Staffordshire pensioner’s lucky escape to feature on Channel 5 Documentary
A 73-year-old Staffordshire granddad who looked like he’d been “mauled by a lion” after falling on a moving escalator is to feature in the first episode of the latest series of 999: Critical Condition, the exclusive documentary charting the life and death decisions and actions of staff at University Hospitals of North Midlands.
Frank Ball, of Hednesford, near Cannock, was dragged upside down on an escalator impaling his head and trapping his leg before being taken to the Major Trauma Centre at Royal Stoke University Hospital.
Today Frank, a retired electrical engineer, said: “My wife and I had ordered me a new coat and we popped in to pick it up. As I got on the escalator she called me back because the collection point was on the ground floor and as I turned round I fell forward. The escalator got my trousers and started taking me up backwards. My injuries pretty much made me look like I had been mauled by a lion; there was a lot of blood.”
He added: “Once arriving at Stoke I received a full body scan to check my injuries and my head was the worst and luckily I didn’t break my leg.

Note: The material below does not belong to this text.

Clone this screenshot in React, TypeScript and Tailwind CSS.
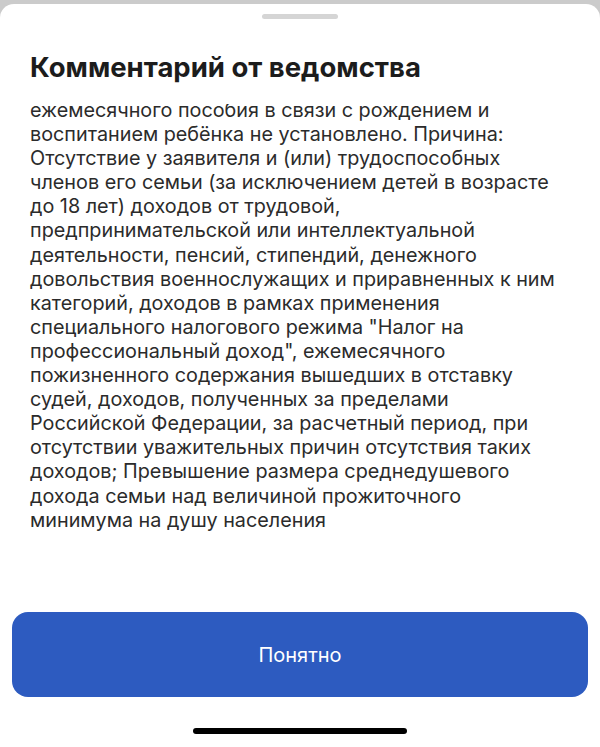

However, I did break a vertebrae in the top of my spine and you could see my skull.”
Frank, who has two children and two grandchildren, needed a skin graft about 5cm by 6cm on his head. He said: “They took the skin from my thigh. My hair is growing back now and everyone is amazed at how well my head has healed.”
Frank was brought into resus at Royal Stoke University Hospital, Stoke-on-Trent and his story will be told in the latest series of 999: Critical Condition on Channel 5, tonight (Wednesday 10 May) at 9pm.
He said: “It was the first time I have been to hospital in Stoke and I was so pleased with the care I receive. I have been back on an escalator but I don’t like them. It’s had much more of an effect on my wife Rosalind who thought I was a-gonna. The good news though is that the coat fit!